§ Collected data
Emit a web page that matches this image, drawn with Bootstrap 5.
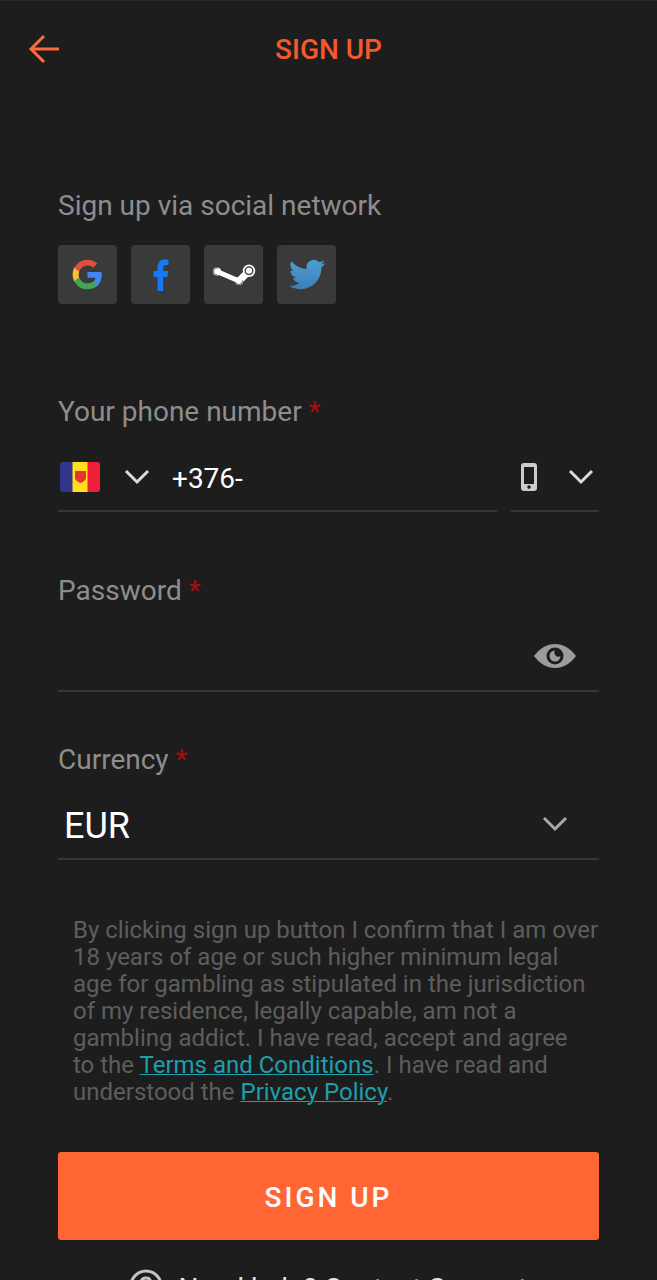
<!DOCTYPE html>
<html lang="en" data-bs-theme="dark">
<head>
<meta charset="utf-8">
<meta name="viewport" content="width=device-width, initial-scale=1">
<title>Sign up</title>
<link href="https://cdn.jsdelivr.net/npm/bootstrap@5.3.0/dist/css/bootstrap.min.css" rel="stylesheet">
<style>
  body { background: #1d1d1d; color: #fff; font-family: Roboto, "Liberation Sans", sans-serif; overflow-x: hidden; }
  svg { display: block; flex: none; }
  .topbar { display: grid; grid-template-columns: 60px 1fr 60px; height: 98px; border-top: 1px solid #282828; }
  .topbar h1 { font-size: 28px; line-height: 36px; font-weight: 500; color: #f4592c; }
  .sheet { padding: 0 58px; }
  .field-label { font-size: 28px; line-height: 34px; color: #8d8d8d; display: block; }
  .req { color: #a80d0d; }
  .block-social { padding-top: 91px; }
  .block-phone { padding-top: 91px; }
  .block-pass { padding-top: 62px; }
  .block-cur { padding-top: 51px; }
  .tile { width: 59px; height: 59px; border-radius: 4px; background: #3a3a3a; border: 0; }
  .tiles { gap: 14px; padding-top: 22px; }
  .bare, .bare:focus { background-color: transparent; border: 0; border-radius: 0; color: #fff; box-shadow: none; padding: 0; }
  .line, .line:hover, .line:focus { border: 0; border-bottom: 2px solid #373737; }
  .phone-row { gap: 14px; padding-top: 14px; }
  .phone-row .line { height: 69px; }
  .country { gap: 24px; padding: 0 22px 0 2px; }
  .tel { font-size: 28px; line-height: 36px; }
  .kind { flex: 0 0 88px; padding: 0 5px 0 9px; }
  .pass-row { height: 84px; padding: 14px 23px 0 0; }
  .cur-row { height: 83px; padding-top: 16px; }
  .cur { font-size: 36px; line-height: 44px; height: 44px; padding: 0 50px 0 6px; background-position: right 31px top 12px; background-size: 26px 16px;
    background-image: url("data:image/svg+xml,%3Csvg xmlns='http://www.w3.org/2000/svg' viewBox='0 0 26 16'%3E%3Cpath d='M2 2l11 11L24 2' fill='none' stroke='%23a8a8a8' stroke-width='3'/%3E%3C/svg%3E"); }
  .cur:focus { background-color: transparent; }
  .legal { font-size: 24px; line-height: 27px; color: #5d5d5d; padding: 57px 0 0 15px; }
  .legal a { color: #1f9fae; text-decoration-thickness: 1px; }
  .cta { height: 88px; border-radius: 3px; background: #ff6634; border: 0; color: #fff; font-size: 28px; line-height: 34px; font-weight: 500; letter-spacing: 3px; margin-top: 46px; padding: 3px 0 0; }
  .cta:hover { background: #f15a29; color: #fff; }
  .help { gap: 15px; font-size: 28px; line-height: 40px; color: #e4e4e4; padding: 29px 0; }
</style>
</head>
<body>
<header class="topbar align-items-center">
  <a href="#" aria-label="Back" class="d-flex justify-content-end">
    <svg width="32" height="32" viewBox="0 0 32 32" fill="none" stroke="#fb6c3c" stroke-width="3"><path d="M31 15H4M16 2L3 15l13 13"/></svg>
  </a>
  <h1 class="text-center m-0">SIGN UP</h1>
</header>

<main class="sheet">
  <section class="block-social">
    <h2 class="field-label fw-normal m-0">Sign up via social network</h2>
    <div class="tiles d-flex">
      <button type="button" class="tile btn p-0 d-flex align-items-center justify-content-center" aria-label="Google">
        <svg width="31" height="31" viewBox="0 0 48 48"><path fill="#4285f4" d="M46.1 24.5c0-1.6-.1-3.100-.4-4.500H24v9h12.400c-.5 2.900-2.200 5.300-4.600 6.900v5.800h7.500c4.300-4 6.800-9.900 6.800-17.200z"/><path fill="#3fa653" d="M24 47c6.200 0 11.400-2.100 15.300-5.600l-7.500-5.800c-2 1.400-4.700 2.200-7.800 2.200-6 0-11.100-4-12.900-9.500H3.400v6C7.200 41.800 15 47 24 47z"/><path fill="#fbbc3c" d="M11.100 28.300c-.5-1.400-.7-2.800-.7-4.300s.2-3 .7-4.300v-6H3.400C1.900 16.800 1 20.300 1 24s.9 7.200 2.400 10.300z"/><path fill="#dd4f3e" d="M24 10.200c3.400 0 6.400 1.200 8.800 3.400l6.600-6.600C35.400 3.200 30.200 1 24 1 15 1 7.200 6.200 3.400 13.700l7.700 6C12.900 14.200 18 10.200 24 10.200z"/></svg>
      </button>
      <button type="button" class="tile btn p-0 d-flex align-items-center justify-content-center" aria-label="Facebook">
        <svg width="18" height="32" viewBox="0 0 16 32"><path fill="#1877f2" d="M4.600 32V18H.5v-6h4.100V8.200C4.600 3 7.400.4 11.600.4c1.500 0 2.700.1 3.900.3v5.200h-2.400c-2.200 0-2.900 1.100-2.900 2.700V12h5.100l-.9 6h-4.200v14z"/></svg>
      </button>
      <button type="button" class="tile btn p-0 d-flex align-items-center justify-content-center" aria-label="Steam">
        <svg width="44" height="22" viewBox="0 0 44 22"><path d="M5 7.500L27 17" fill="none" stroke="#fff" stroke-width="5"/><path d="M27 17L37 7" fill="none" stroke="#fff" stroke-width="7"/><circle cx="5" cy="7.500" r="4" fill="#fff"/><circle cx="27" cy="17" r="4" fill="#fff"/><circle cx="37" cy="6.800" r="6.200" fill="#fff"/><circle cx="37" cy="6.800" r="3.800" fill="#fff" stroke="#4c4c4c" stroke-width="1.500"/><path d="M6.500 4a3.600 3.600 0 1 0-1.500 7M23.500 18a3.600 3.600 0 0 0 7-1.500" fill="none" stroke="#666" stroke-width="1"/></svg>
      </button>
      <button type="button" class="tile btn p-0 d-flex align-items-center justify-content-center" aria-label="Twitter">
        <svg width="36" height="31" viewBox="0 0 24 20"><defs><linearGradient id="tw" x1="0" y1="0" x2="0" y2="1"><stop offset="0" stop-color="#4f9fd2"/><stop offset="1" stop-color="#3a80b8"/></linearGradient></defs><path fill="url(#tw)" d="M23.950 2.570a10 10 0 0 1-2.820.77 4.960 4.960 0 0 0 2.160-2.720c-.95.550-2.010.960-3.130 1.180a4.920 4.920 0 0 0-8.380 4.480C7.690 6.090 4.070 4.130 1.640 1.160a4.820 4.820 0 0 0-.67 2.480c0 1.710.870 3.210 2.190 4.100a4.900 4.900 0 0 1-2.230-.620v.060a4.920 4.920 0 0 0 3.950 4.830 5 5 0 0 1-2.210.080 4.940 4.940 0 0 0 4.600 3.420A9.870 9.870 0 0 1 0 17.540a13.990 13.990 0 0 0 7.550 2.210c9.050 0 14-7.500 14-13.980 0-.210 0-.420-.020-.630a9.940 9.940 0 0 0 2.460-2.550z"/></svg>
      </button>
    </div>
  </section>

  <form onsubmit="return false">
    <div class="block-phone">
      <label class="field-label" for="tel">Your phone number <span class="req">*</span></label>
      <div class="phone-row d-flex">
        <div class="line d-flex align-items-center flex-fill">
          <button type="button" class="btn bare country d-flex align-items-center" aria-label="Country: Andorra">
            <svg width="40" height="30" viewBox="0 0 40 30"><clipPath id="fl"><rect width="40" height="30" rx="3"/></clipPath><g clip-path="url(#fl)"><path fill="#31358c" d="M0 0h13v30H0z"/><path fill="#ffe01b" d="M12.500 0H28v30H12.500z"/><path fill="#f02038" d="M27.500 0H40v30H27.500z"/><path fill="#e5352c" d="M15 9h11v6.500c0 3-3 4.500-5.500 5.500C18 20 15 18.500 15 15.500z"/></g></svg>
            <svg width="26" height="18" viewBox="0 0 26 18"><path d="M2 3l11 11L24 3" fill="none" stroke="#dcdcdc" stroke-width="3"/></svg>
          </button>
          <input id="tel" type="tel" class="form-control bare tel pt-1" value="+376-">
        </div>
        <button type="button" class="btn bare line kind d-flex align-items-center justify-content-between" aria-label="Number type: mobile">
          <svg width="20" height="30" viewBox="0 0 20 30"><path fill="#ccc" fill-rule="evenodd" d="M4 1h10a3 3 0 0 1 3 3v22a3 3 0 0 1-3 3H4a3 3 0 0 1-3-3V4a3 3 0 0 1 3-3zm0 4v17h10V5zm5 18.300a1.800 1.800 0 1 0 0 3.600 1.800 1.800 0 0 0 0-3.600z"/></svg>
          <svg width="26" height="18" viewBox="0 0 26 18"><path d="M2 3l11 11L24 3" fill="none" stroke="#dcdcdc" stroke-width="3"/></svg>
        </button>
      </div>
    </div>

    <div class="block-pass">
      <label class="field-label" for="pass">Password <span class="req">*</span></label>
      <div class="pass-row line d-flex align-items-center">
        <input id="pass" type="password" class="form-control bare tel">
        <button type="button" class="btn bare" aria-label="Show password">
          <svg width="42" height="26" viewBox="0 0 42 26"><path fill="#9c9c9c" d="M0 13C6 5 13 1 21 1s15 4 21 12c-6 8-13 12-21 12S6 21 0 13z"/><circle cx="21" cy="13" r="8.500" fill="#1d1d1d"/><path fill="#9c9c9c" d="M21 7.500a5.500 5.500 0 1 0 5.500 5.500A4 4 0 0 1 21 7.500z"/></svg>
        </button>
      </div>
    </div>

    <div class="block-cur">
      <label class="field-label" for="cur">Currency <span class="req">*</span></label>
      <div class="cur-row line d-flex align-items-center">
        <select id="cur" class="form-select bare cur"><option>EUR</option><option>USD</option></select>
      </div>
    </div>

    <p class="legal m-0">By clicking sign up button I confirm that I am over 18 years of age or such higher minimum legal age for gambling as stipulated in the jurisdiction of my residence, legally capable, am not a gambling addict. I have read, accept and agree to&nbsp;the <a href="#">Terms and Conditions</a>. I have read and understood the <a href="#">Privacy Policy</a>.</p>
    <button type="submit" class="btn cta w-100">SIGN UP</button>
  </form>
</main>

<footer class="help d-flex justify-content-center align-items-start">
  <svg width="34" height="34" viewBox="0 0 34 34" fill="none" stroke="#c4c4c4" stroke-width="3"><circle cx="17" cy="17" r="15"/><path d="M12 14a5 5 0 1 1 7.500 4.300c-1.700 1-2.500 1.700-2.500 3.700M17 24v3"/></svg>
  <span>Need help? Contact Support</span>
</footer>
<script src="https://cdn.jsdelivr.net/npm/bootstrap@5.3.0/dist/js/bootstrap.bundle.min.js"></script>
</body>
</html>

* * *

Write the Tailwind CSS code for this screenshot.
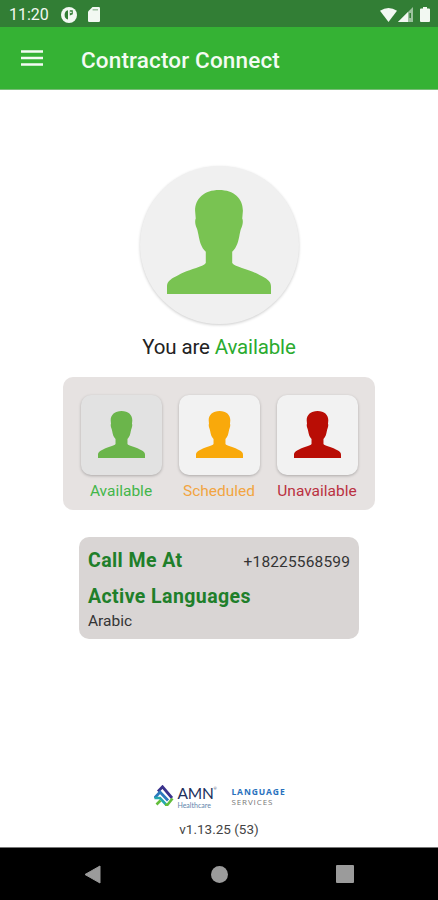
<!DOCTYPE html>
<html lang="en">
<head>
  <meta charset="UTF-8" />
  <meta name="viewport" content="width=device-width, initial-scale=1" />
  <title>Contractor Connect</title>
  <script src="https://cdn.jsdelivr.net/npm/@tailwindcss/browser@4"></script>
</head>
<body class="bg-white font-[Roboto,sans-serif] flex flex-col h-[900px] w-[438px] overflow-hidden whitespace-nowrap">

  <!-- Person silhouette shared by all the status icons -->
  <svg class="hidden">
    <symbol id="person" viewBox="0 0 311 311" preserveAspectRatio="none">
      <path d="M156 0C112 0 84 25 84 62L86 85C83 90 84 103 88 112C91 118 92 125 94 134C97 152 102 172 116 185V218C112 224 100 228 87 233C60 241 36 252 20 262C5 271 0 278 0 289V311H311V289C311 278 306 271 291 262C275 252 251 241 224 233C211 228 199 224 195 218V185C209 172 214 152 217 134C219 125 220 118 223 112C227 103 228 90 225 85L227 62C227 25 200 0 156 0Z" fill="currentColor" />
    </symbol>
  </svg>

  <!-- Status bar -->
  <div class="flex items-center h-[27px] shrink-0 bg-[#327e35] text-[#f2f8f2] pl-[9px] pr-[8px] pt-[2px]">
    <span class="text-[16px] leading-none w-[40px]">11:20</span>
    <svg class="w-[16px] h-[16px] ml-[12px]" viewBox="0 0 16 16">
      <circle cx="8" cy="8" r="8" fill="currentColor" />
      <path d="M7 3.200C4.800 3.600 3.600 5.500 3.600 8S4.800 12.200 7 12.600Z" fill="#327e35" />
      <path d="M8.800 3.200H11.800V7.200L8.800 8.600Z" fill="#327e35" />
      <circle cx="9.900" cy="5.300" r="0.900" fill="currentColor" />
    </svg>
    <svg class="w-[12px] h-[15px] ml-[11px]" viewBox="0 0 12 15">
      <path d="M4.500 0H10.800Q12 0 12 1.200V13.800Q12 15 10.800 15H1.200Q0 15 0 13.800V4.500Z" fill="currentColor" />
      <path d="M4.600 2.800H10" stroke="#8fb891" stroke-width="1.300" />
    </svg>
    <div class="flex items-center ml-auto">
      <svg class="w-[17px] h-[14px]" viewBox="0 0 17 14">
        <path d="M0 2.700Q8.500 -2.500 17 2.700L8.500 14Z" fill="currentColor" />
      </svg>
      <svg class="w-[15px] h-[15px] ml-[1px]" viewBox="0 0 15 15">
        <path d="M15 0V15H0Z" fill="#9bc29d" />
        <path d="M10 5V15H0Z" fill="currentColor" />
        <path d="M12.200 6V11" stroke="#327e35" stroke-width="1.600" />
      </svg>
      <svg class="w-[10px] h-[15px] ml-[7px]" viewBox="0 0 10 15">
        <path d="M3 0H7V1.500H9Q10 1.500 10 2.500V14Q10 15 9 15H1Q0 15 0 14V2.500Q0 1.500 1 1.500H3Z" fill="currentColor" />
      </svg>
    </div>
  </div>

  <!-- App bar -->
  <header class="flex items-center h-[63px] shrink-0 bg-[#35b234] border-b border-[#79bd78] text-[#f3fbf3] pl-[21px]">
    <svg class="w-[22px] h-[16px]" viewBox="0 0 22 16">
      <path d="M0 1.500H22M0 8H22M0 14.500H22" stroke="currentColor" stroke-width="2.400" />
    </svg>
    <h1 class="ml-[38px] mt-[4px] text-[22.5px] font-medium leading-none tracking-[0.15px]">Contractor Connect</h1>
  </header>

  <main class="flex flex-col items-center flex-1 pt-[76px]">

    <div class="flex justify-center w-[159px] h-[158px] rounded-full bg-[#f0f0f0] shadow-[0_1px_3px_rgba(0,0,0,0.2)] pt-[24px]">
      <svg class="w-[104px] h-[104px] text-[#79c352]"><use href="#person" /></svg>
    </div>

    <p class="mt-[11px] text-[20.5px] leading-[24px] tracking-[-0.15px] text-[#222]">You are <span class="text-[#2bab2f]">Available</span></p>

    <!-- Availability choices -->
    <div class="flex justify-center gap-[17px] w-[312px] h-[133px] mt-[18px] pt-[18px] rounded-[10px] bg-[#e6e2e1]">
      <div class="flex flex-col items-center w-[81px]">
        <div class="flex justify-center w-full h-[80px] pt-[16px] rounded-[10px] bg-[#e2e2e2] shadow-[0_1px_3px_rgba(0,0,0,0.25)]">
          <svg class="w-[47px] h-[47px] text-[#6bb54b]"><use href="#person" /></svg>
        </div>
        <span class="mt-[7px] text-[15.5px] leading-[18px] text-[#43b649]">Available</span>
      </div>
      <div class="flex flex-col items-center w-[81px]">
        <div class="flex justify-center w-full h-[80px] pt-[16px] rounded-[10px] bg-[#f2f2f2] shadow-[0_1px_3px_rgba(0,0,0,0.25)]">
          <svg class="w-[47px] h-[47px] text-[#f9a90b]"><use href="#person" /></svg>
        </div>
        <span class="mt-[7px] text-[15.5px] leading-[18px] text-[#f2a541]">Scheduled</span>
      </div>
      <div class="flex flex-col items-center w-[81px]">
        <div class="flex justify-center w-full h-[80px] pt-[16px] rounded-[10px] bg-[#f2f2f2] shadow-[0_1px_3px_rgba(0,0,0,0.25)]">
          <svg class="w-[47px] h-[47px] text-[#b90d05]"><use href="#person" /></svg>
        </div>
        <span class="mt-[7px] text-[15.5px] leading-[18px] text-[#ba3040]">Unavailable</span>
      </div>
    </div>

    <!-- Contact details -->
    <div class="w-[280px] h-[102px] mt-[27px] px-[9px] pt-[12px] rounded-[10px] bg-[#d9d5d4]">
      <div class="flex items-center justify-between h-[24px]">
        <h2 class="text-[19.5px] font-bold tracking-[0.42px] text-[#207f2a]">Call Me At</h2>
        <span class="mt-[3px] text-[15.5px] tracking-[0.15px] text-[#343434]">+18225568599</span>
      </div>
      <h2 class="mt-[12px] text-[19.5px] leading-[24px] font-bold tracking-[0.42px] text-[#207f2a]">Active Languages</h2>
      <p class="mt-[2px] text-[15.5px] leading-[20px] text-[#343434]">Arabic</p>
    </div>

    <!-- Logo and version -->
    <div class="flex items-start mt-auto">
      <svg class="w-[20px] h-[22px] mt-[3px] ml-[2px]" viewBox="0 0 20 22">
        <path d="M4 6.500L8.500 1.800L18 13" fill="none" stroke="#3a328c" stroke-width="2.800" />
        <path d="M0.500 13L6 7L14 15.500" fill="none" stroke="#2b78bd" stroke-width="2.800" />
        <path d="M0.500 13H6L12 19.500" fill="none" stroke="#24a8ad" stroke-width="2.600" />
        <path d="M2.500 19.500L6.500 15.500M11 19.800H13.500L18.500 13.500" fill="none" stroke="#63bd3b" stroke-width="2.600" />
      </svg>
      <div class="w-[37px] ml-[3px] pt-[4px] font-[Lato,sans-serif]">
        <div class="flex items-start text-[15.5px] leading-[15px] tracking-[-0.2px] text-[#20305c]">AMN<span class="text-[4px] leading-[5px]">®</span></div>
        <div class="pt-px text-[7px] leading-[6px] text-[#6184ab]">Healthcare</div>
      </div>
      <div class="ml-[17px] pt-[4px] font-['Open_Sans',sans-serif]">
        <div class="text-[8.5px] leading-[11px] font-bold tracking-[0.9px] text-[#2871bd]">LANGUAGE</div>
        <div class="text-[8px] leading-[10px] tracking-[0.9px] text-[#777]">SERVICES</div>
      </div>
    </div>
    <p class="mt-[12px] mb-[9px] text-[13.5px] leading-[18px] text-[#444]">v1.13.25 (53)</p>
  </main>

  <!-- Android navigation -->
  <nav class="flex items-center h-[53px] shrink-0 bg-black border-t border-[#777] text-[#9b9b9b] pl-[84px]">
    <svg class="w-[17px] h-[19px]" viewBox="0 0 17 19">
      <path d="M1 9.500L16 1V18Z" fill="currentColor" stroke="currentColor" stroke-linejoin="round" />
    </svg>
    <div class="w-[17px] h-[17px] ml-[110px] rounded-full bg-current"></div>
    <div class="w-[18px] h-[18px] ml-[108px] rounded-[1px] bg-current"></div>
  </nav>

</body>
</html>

§ AIM OF THE TASK
Find every line containing the word "that", then give the total and nothing more.

§ SOLUTION TO THIS PROBLEM
2